To be done. In the listing below, pick out lines with "React".

### Supplied material ###

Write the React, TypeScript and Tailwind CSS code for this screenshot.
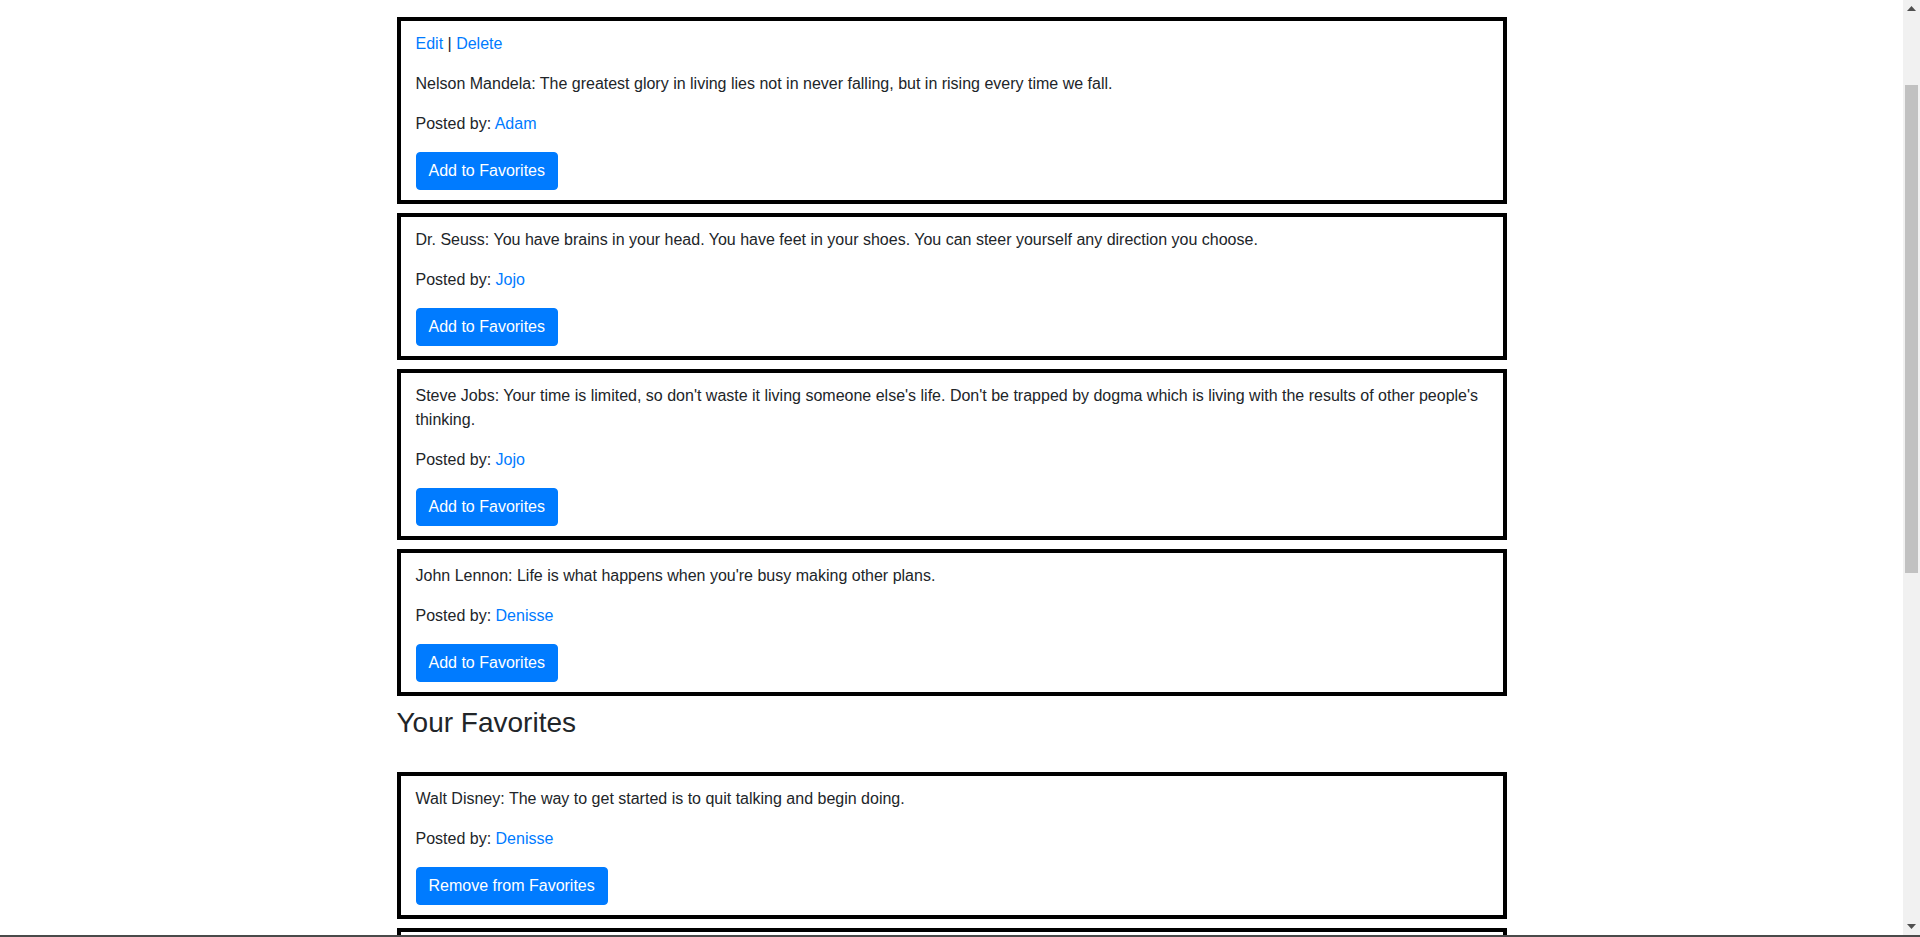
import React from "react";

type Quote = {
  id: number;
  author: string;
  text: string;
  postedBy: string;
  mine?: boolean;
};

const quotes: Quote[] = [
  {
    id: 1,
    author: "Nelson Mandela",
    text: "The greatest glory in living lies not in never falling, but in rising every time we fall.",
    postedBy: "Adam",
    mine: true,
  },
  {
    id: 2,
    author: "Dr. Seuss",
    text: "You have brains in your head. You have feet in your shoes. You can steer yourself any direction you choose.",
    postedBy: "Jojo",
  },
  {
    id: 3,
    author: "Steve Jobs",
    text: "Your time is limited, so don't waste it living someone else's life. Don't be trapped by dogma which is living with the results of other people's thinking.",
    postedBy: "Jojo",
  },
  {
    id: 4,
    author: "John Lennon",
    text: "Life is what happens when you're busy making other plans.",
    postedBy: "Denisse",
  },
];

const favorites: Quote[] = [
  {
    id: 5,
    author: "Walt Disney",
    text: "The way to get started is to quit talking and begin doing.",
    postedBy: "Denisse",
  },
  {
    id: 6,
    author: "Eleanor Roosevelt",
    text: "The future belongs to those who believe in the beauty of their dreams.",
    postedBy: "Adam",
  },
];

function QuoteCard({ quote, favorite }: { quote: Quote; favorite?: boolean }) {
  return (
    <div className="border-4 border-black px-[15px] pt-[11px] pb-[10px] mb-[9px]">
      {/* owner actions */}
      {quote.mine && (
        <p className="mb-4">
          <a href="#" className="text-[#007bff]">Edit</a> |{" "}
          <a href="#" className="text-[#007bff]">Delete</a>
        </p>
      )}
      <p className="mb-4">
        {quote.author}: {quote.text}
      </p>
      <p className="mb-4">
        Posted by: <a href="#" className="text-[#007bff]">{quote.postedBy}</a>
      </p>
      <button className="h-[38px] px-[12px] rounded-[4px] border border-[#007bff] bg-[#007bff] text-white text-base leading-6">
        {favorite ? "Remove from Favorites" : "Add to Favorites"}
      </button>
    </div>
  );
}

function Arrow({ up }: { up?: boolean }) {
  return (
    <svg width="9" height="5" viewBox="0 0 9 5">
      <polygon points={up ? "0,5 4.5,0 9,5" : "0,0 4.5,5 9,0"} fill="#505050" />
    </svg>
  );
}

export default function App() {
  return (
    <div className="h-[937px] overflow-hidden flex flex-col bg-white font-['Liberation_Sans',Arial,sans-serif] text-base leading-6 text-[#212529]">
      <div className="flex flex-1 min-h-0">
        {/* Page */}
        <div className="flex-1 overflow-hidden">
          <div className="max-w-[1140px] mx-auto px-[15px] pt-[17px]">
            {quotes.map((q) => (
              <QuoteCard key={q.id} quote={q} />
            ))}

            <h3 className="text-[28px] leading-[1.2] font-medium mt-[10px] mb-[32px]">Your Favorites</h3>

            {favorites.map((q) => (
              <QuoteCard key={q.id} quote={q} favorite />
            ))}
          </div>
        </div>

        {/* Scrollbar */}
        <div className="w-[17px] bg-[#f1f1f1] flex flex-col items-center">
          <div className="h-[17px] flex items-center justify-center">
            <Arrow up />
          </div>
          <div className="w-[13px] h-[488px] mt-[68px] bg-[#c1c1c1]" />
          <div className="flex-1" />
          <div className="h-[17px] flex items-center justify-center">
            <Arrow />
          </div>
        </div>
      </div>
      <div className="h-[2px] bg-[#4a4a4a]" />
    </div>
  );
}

###

Written response.
Write the React, TypeScript and Tailwind CSS code for this screenshot.
import React from "react";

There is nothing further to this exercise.